Definition
In aerodynamic terms, an aircraft configuration in which the landing gear, flaps, and/or other high-lift or drag-producing devices are extended, increasing both lift and drag and reducing the airspeed at which the aircraft can fly. The opposite configuration — gear and flaps retracted — is referred to as 'clean.'
Plain English
The aircraft is set up for slow flight, with the wheels down and the flaps out.

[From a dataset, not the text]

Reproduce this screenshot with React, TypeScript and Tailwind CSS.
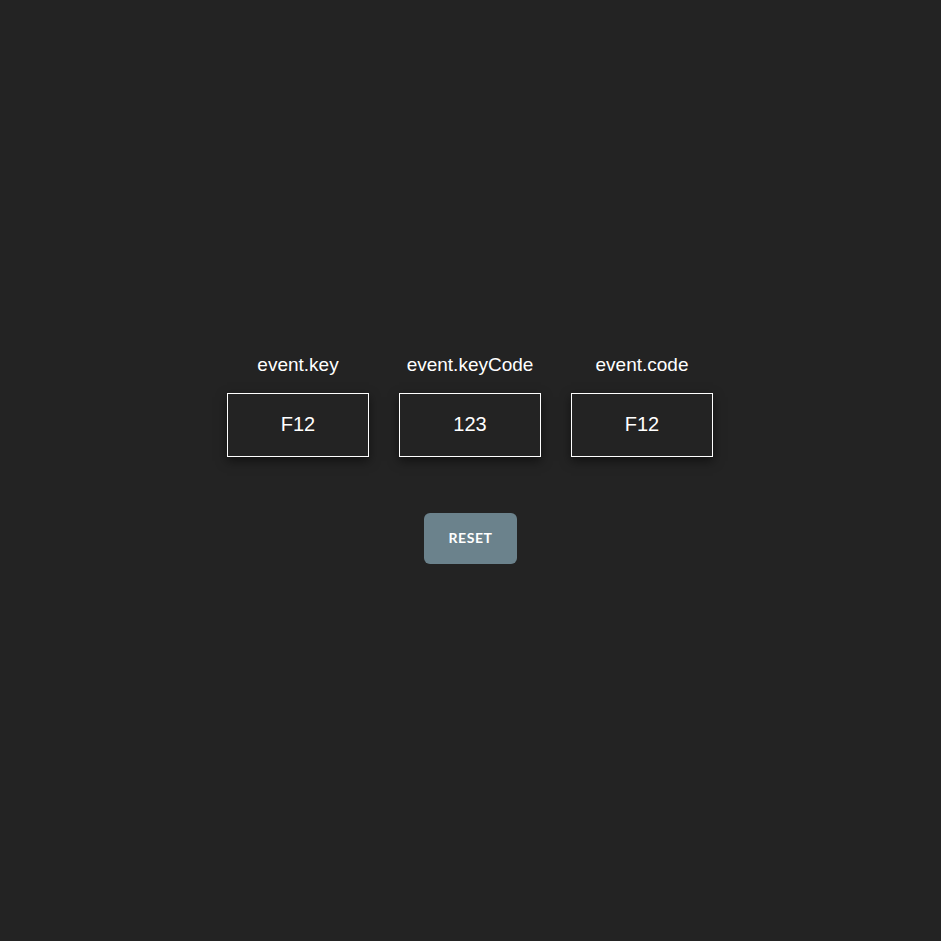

This adds drag and lets the plane fly more slowly, which is what you want for landing.
Context Anchor
Seen in discussions of aircraft configuration, landing, takeoff, and wake turbulence, especially when comparing clean and dirty aircraft.
Derivation
From the everyday sense of 'dirty' meaning 'not clean.' Pilots and engineers borrowed it as the natural opposite of 'clean' — a smooth, streamlined airframe. When gear and flaps hang out into the airflow, the aircraft is no longer aerodynamically clean, hence 'dirty.'
Why Pilots Care
A dirty configuration reduces the strength of wingtip vortices compared with a clean configuration, affecting separation requirements behind large aircraft.
Intuition Check
Dirty does not mean the airplane is physically unwashed or poorly maintained here. It means the aircraft has parts extended into the airflow, such as flaps or landing gear.
Example Sentence 1
On final approach the airplane was fully dirty — gear down, full flaps — and trimmed for the target approach speed.
Example Sentence 2
Pilots extend flaps and gear to fly dirty during the landing phase of flight.